Code that builds pages:
-=-=-
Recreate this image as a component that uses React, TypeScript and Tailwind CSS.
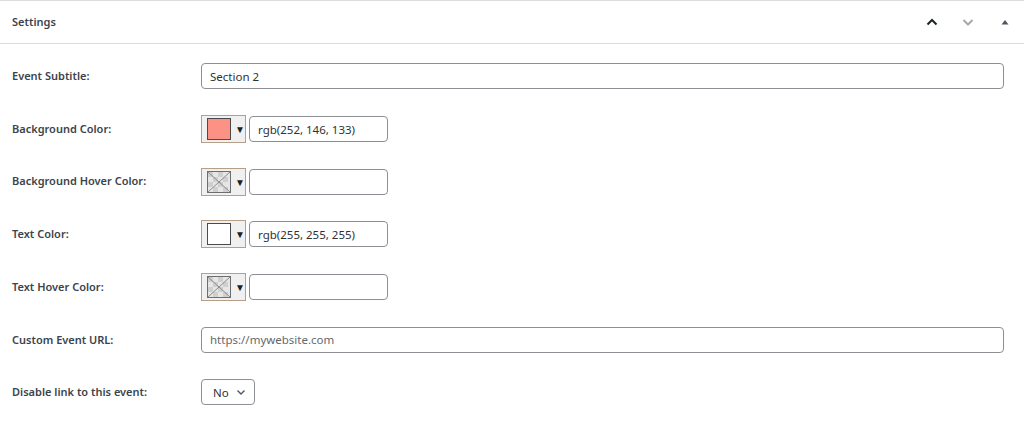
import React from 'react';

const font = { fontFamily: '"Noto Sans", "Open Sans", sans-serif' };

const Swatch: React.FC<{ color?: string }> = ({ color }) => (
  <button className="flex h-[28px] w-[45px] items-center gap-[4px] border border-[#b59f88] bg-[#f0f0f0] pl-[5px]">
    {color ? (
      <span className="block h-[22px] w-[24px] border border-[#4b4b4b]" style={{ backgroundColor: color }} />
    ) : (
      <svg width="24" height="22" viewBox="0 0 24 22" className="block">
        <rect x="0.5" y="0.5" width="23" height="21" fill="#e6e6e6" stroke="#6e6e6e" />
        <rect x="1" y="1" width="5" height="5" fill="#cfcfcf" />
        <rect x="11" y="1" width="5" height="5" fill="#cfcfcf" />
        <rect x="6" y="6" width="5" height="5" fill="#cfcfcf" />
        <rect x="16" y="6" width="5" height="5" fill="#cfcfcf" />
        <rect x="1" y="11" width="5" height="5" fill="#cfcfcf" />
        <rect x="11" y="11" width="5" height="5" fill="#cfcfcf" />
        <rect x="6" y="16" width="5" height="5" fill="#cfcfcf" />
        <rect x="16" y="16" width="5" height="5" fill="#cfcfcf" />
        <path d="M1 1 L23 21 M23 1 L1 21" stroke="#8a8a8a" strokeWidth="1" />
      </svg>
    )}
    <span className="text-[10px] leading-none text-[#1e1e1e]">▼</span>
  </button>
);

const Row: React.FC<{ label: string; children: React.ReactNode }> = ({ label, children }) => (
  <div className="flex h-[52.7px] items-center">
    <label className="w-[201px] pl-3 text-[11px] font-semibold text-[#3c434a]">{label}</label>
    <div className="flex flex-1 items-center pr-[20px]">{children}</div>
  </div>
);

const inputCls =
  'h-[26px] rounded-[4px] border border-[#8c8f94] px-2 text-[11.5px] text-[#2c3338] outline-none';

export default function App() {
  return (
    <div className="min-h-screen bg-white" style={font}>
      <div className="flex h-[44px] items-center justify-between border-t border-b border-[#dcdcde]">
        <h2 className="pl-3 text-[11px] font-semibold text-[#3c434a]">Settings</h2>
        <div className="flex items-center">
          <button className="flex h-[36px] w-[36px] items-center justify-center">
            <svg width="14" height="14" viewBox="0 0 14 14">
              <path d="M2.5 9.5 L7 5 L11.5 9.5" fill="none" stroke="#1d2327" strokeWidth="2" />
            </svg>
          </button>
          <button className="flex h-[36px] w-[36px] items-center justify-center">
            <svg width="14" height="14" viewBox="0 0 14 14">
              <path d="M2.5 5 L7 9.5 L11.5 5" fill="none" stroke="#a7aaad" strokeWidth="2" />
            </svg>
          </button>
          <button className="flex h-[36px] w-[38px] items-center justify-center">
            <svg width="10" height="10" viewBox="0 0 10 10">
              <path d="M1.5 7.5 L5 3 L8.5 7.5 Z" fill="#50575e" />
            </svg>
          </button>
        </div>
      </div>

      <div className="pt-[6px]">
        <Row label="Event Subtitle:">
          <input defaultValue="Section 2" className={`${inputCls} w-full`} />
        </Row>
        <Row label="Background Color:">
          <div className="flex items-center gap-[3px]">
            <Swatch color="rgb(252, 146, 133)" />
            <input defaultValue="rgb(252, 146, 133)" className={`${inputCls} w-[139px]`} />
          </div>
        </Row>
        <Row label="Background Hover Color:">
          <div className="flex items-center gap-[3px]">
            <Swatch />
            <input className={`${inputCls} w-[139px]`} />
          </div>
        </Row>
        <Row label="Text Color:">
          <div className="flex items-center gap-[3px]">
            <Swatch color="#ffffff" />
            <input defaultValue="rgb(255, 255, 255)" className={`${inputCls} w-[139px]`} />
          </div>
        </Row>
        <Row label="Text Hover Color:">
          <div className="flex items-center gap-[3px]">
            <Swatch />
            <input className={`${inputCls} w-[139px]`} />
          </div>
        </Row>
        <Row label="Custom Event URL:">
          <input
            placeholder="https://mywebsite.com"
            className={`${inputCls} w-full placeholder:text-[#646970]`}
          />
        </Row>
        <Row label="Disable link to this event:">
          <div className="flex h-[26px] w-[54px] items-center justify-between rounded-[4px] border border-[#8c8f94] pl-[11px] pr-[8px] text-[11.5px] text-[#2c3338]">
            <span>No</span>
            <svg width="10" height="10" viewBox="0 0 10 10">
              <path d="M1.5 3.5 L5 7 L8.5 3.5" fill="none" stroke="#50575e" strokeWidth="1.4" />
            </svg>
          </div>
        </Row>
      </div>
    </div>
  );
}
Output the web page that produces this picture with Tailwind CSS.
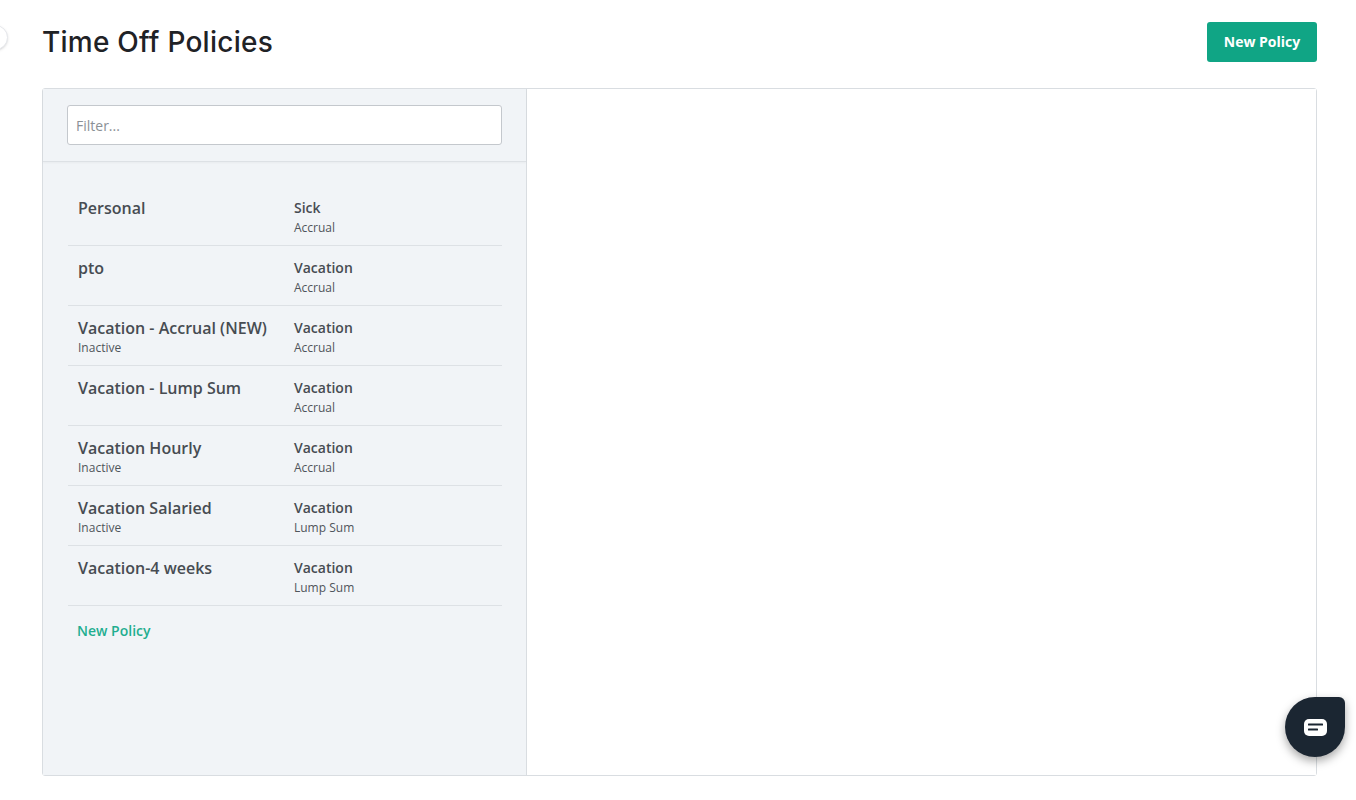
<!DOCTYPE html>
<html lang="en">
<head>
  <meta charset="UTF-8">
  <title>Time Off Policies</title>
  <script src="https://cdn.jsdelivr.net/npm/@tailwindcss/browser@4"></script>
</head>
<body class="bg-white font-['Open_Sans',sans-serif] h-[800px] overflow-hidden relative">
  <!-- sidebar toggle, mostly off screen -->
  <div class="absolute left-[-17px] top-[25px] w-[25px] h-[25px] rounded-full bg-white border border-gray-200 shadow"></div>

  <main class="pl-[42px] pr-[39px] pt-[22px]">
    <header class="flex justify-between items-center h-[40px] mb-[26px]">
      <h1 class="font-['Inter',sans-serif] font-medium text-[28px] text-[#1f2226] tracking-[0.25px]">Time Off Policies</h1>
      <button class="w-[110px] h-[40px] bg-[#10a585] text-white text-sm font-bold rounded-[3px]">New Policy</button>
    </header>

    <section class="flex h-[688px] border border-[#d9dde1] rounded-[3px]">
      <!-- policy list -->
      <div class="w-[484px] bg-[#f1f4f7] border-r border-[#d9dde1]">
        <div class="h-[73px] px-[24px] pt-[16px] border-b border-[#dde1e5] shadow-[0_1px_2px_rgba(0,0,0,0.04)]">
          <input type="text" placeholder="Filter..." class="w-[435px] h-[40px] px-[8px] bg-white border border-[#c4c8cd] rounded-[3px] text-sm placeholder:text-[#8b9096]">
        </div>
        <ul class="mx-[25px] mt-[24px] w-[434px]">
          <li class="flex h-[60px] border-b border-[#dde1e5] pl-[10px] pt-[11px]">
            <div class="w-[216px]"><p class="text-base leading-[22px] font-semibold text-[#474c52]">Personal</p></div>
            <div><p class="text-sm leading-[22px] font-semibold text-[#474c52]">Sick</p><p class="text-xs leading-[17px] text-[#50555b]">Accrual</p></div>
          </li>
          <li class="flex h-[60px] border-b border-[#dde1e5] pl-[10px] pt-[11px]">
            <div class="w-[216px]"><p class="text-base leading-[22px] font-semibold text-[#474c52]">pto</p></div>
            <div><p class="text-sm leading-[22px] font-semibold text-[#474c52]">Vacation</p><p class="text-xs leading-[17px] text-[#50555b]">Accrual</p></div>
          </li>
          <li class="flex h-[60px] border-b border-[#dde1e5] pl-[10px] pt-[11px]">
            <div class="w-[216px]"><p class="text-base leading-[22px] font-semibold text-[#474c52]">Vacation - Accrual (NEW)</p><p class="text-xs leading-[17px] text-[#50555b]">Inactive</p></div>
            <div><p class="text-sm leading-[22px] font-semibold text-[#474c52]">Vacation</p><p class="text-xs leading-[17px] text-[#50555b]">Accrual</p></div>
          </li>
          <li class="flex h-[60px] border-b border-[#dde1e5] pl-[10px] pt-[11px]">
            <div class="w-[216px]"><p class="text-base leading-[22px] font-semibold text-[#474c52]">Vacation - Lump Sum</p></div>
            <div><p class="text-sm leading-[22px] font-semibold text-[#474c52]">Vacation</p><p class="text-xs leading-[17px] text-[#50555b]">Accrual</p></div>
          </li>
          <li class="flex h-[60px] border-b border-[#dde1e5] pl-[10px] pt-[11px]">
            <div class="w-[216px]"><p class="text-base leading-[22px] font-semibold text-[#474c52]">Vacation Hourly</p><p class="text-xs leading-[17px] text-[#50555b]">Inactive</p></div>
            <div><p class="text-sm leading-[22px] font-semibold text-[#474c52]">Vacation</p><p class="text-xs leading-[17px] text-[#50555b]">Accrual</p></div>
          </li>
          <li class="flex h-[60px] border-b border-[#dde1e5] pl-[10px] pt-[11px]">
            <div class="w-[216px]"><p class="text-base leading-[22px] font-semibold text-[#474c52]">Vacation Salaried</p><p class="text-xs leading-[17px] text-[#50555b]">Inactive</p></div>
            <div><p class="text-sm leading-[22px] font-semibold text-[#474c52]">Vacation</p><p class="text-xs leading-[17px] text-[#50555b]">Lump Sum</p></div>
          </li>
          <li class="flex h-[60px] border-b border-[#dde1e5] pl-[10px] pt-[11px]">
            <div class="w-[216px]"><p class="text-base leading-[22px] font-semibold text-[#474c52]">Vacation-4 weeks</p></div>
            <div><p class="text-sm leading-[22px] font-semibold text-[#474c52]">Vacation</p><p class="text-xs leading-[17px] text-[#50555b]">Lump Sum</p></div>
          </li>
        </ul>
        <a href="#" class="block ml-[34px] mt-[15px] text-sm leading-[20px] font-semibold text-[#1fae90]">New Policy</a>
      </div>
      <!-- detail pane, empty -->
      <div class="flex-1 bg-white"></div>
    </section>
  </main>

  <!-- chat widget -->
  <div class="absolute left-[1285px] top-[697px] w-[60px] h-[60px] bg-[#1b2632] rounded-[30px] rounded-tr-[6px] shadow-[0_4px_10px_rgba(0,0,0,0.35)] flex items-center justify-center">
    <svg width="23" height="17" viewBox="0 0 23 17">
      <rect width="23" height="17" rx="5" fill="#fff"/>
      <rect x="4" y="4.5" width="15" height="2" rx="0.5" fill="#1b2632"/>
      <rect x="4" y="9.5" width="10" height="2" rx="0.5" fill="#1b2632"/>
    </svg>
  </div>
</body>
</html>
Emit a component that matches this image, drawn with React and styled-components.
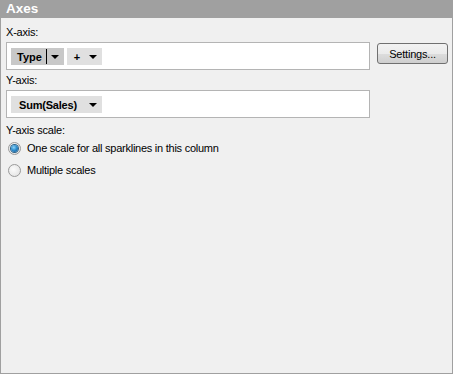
-=-=-
WHAT YOU ARE ASKED TO DO: Identify each line in the records above that contains the word "image", and copy it out in full.

RIGHT ANSWER:
Recreate this image as a component that uses React, TypeScript and Tailwind CSS.
Emit a component that matches this image, drawn with React and styled-components.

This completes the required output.